“If one did not take the definition of value as the basis, the average profit, and therefore also the cost-prices, would be purely imaginary and untenable. The equalisation of the surplus-values in different spheres of production does not affect the absolute size of this total surplus-value; but merely alters its distribution among the different spheres of production. The determination of this surplus-value itself, however, only arises out of the determination of value by labour-time. Without this, the average profit is the average of nothing, pure fancy. And it could then equally well be 1,000 per cent or 10 per cent.” (p 190)
The great achievement of Marx is, for the first time, he sets out the objective basis for surplus value, and consequently the rate of profit, so that it is no longer possible for that rate of profit to be some arbitrary amount. As Marx says, the objective basis is the value of commodities. The value of a commodity, and so of the total social commodity-capital, or value of output, is c + v + s. The constant capital,c, is comprised of commodities, and the value of those commodities is determined by the labour-time required for their reproduction. The remainder of the value consists of the value added to that constant capital by labour, which again is an objectively determinable figure, amounting to the actual amount of abstract labour performed.
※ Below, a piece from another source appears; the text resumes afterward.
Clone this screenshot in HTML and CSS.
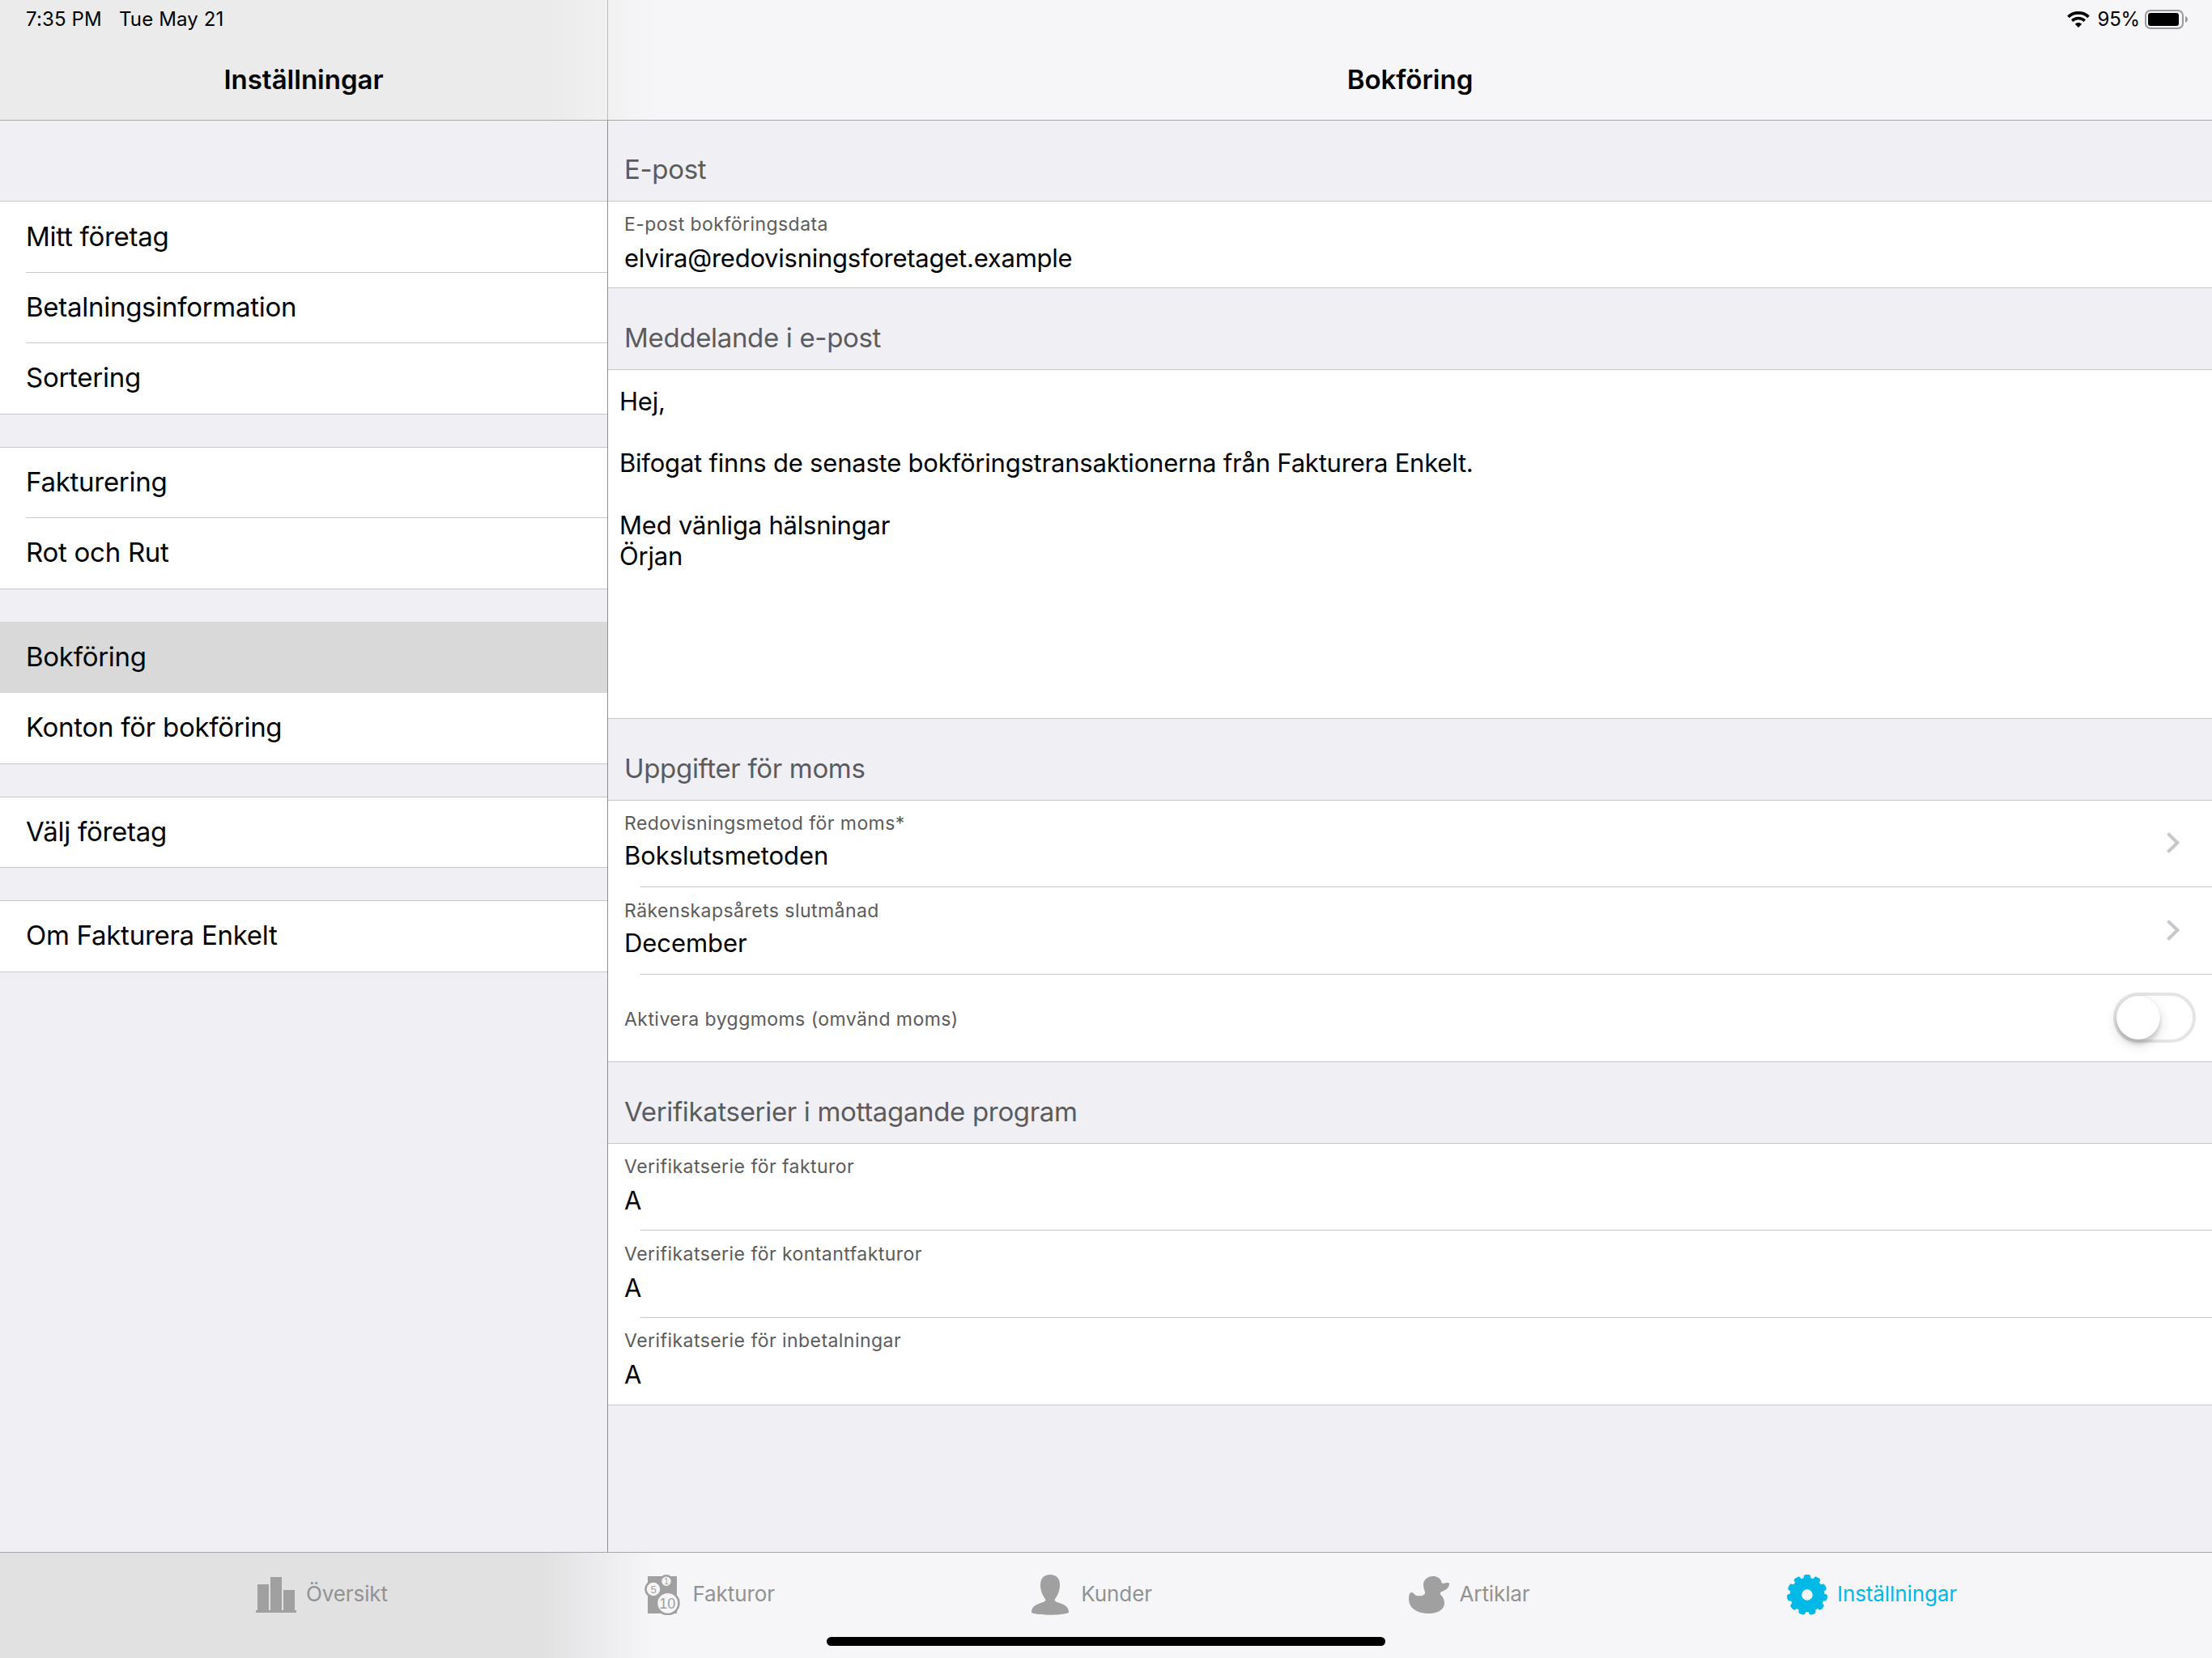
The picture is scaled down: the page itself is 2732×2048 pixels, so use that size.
FILE: index.html
```html
<!DOCTYPE html>
<html lang="sv">

<head>
    <meta charset="UTF-8">
    <meta name="viewport" content="width=device-width, initial-scale=1.0">
    <title>Inställningar - Bokföring</title>
    <link rel="stylesheet" href="styles.css">
</head>

<body>
    <header class="topbar">
        <div class="topbar-left">
            <div class="status">
                <span>7:35 PM</span>
                <span>Tue May 21</span>
            </div>
            <h1>Inställningar</h1>
        </div>
        <div class="topbar-right">
            <div class="status status-right">
                <svg class="wifi" width="28" height="20" viewBox="0 0 28 20">
                    <path d="M1.500 6.800C8.500 .2 19.500 .2 26.500 6.800" fill="none" stroke="#000" stroke-width="3.700" />
                    <path d="M6.200 11.600C10.700 7.500 17.300 7.500 21.800 11.600" fill="none" stroke="#000" stroke-width="3.500" />
                    <path d="M9.800 15.800C12.200 13.500 15.800 13.500 18.200 15.800L14 20Z" />
                </svg>
                <span class="percent">95%</span>
                <svg class="battery" width="53" height="24" viewBox="0 0 53 24">
                    <rect x="1" y="1" width="46" height="22" rx="6" fill="none" stroke="#999" stroke-width="2" />
                    <rect x="4" y="4" width="38" height="16" rx="3" />
                    <path d="M50 8C54 9.500 54 14.500 50 16Z" fill="#999" />
                </svg>
            </div>
            <h1>Bokföring</h1>
        </div>
    </header>

    <main class="content">
        <nav class="sidebar">
            <ul class="menu">
                <li><span>Mitt företag</span></li>
                <li><span>Betalningsinformation</span></li>
                <li><span>Sortering</span></li>
            </ul>
            <ul class="menu">
                <li><span>Fakturering</span></li>
                <li><span>Rot och Rut</span></li>
            </ul>
            <ul class="menu menu-selected">
                <li class="selected"><span>Bokföring</span></li>
                <li><span>Konton för bokföring</span></li>
            </ul>
            <ul class="menu">
                <li><span>Välj företag</span></li>
            </ul>
            <ul class="menu">
                <li><span>Om Fakturera Enkelt</span></li>
            </ul>
        </nav>

        <section class="details">
            <h2 class="first">E-post</h2>
            <div class="group group-single">
                <div class="row">
                    <div class="field">
                        <label>E-post bokföringsdata</label>
                        <p>elvira@redovisningsforetaget.example</p>
                    </div>
                </div>
            </div>

            <h2>Meddelande i e-post</h2>
            <div class="message">Hej,

Bifogat finns de senaste bokföringstransaktionerna från Fakturera Enkelt.

Med vänliga hälsningar
Örjan</div>

            <h2>Uppgifter för moms</h2>
            <div class="group">
                <div class="row link">
                    <div class="field">
                        <label>Redovisningsmetod för moms*</label>
                        <p>Bokslutsmetoden</p>
                    </div>
                    <svg class="chevron" width="16" height="26" viewBox="0 0 16 26">
                        <path d="M1.500 1.500L13.300 13L1.500 24.500" />
                    </svg>
                </div>
                <div class="row link">
                    <div class="field">
                        <label>Räkenskapsårets slutmånad</label>
                        <p>December</p>
                    </div>
                    <svg class="chevron" width="16" height="26" viewBox="0 0 16 26">
                        <path d="M1.500 1.500L13.300 13L1.500 24.500" />
                    </svg>
                </div>
                <div class="row toggle">
                    <label>Aktivera byggmoms (omvänd moms)</label>
                    <div class="switch"><div class="knob"></div></div>
                </div>
            </div>

            <h2>Verifikatserier i mottagande program</h2>
            <div class="group">
                <div class="row">
                    <div class="field">
                        <label>Verifikatserie för fakturor</label>
                        <p>A</p>
                    </div>
                </div>
                <div class="row">
                    <div class="field">
                        <label>Verifikatserie för kontantfakturor</label>
                        <p>A</p>
                    </div>
                </div>
                <div class="row">
                    <div class="field">
                        <label>Verifikatserie för inbetalningar</label>
                        <p>A</p>
                    </div>
                </div>
            </div>
        </section>
    </main>

    <footer class="tabbar">
        <div class="tabs">
            <div class="tab">
                <svg width="50" height="44" viewBox="0 0 50 44">
                    <path d="M2 9H16V41H18V0H32V41H34V16H48V41H50V44H0V41H2Z" />
                </svg>
                <span>Översikt</span>
            </div>
            <div class="tab wide">
                <svg width="44" height="50" viewBox="0 0 44 50">
                    <rect x="4" y="2" width="36" height="46" />
                    <g class="coins">
                        <circle cx="27" cy="8.300" r="7" />
                        <circle cx="11" cy="18" r="9.500" />
                        <circle cx="28.700" cy="35.300" r="13.700" />
                    </g>
                    <g class="coin-text">
                        <text x="27" y="12" font-size="10">1</text>
                        <text x="11" y="22.700" font-size="13">5</text>
                        <text x="28.200" y="41.500" font-size="18">10</text>
                    </g>
                </svg>
                <span>Fakturor</span>
            </div>
            <div class="tab wide">
                <svg width="46" height="50" viewBox="0 0 46 50">
                    <path d="M23 0C31 0 35 5 35 13C35 20 32 26 28.500 31C29 34 32 34 36 35.500C43 38 46 41 46 47C36 50.700 10 50.700 0 47C0 41 3 38 10 35.500C14 34 17 34 17.500 31C14 26 11 20 11 13C11 5 15 0 23 0Z" />
                </svg>
                <span>Kunder</span>
            </div>
            <div class="tab">
                <svg width="50" height="46" viewBox="0 0 50 46">
                    <path d="M30.300 0C35 0 38.500 2.500 40 6C40.800 8.800 41.500 9.300 43.500 8.800C46 8 50 7.500 50 9.500C50 13 47 16.500 43 18C39 19.500 37.500 21 39.500 23C42 25.500 44 29 44 33C44 41 36 46 25 46C11 46 0 40 0 28C0 23 1 20 3.500 20C6 20 7 24 11 24.300C15 24.600 20 24 20 20C20 18 18 15.500 18 11C18 4 23 0 30.300 0Z" />
                </svg>
                <span>Artiklar</span>
            </div>
            <div class="tab active">
                <svg width="50" height="50" viewBox="-25 -25 50 50">
                    <circle r="14" fill="none" stroke="#00b9e6" stroke-width="14.500" />
                    <rect id="tooth" x="-4.300" y="-25" width="8.600" height="8" rx="2.800" />
                    <use href="#tooth" transform="rotate(32.73)" />
                    <use href="#tooth" transform="rotate(65.45)" />
                    <use href="#tooth" transform="rotate(98.18)" />
                    <use href="#tooth" transform="rotate(130.91)" />
                    <use href="#tooth" transform="rotate(163.64)" />
                    <use href="#tooth" transform="rotate(196.36)" />
                    <use href="#tooth" transform="rotate(229.09)" />
                    <use href="#tooth" transform="rotate(261.82)" />
                    <use href="#tooth" transform="rotate(294.55)" />
                    <use href="#tooth" transform="rotate(327.27)" />
                </svg>
                <span>Inställningar</span>
            </div>
        </div>
        <div class="home-indicator"></div>
    </footer>
</body>

</html>
```
FILE: styles.css
```css
* {
    box-sizing: border-box;
    margin: 0;
    padding: 0;
}

body {
    display: flex;
    flex-direction: column;
    width: 2732px;
    height: 2048px;
    overflow: hidden;
    background-color: #efeff4;
    font-family: Inter, 'Liberation Sans', sans-serif;
    color: #000;
}

/* top */
.topbar {
    display: flex;
    height: 149px;
    border-bottom: 1px solid #a7a7aa;
    background: linear-gradient(to right, #ebebec 0, #ebebec 680px, #f1f1f2 750px, #f6f6f8 810px);
}

.topbar-left {
    width: 751px;
    border-right: 1px solid #bcbcbe;
}

.topbar-right {
    flex: 1;
}

.status {
    display: flex;
    align-items: center;
    gap: 21px;
    height: 46px;
    padding: 1px 30px 0 32px;
    font-size: 24px;
    letter-spacing: 0.15px;
}

.status-right {
    justify-content: flex-end;
    gap: 0;
}

.percent {
    margin: 0 6px 0 10px;
    letter-spacing: -0.2px;
}

h1 {
    text-align: center;
    font-size: 33px;
    font-weight: 600;
    line-height: 40px;
    margin-top: 32px;
}

.content {
    display: flex;
    flex: 1;
}

/* left menu */
.sidebar {
    width: 751px;
    padding-top: 99px;
    border-right: 1px solid #8e8e93;
}

.menu {
    list-style: none;
    margin-bottom: 40px;
    background-color: #fff;
    border-top: 1px solid #c8c7cc;
    border-bottom: 1px solid #c8c7cc;
}

.menu li {
    height: 87.5px;
    padding-left: 32px;
    font-size: 33px;
    letter-spacing: -0.27px;
}

.menu li:last-child {
    height: 86.5px;
}

.menu span {
    display: flex;
    align-items: center;
    height: 100%;
    padding-bottom: 2.5px;
}

.menu li:not(:last-child) {
    background: linear-gradient(#c8c7cc, #c8c7cc) 32px 100% / 100% 1px no-repeat;
}

.menu-selected {
    border-top-color: #d9d9d9;
}

.menu li.selected {
    background: #d9d9d9;
}

/* right side */
.details {
    flex: 1;
}

h2 {
    display: flex;
    align-items: flex-end;
    height: 100px;
    padding: 0 0 19px 20px;
    font-size: 33px;
    font-weight: 400;
    line-height: 40px;
    letter-spacing: -0.33px;
    color: #5b5b5e;
}

h2.first {
    height: 99px;
}

.group {
    background-color: #fff;
    border-top: 1px solid #c8c7cc;
}

.row {
    display: flex;
    justify-content: space-between;
    height: 107.67px;
    padding-left: 20px;
    background: linear-gradient(#c8c7cc, #c8c7cc) 40px 100% / 100% 1px no-repeat;
}

.row:last-child {
    background-position: 0 100%;
}

.group-single .row {
    height: 107px;
}

.field {
    padding-top: 14.3px;
}

label {
    display: block;
    font-size: 23px;
    line-height: 28px;
    letter-spacing: 0.45px;
    color: #5b5b5b;
}

.row p {
    margin-top: 9px;
    font-size: 31px;
    line-height: 38px;
    letter-spacing: -0.25px;
}

.link {
    align-items: center;
    padding-right: 40px;
}

.link .field {
    align-self: flex-start;
}

.link p {
    margin-top: 7.5px;
    letter-spacing: -0.08px;
}

.chevron {
    margin-bottom: 2px;
    fill: none;
    stroke: #c7c7cc;
    stroke-width: 4px;
}

.toggle {
    align-items: center;
    padding-right: 20px;
}

.toggle label {
    padding-top: 2px;
}

.switch {
    width: 102px;
    height: 62px;
    margin-bottom: 1px;
    border: 4px solid #e5e5e5;
    border-radius: 31px;
}

.knob {
    width: 54px;
    height: 54px;
    border-radius: 50%;
    background-color: #fff;
    box-shadow: 0 6px 16px rgba(0, 0, 0, 0.15), 0 6px 4px rgba(0, 0, 0, 0.12), 0 0 1px rgba(0, 0, 0, 0.2);
}

.message {
    height: 431.67px;
    padding: 20px 14px;
    background-color: #fff;
    border-top: 1px solid #c8c7cc;
    border-bottom: 1px solid #c8c7cc;
    font-size: 31px;
    line-height: 38.2px;
    letter-spacing: -0.21px;
    white-space: pre-line;
}

/* bottom */
.tabbar {
    height: 131px;
    border-top: 1px solid #a7a7aa;
    background: linear-gradient(to right, #e1e1e2 0, #e1e1e2 670px, #ececee 742px, #f6f6f8 810px);
}

.tabs {
    display: flex;
    align-items: center;
    gap: 317.5px;
    height: 104px;
    padding-left: 316px;
}

.tab {
    display: flex;
    align-items: center;
    gap: 12px;
    font-size: 26px;
    letter-spacing: -0.1px;
    color: #929292;
}

.tab.wide {
    gap: 15px;
}

.tab svg {
    fill: #a0a0a0;
}

.tab span {
    padding-bottom: 3px;
}

.tab .coins {
    fill: #f6f6f8;
    stroke: #a0a0a0;
    stroke-width: 2.6px;
}

.coin-text {
    font-family: 'Liberation Sans', sans-serif;
    letter-spacing: 0;
    text-anchor: middle;
}

.tab.active {
    color: #00b9e6;
}

.tab.active svg {
    fill: #00b9e6;
}

.home-indicator {
    width: 690px;
    height: 11px;
    margin: 0 auto;
    border-radius: 6px;
    background-color: #000;
}
```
But, this labour must itself be reproduced, and capital must be advanced for that purpose. Out of the new value created by labour, therefore, an objectively determined portion must go to reproduce the labour-power, which provides the labour. The new value created consists of commodities that have an objectively determined value; the value of labour-power that undertakes this labour is itself a commodity, with an objectively determined value; and, consequently, the surplus value, as the difference between the value of that labour-power, and the new value it creates, is itself an objectively determined value. Because the rate of profit is the relation between this surplus value, and the constant and variable capital, it is itself an objectively determined amount.
“How from the mere determination of the “value” of the commodities their surplus-value, the profit and even a general rate of profit are derived remains obscure with Ricardo. In fact the only thing which he proves in the above illustrations is that the prices of the commodities, in so far as they are determined by the general rate of profit, are entirely different from their values. And he arrives at this difference by postulating the rate of profit to be law.” (190-1)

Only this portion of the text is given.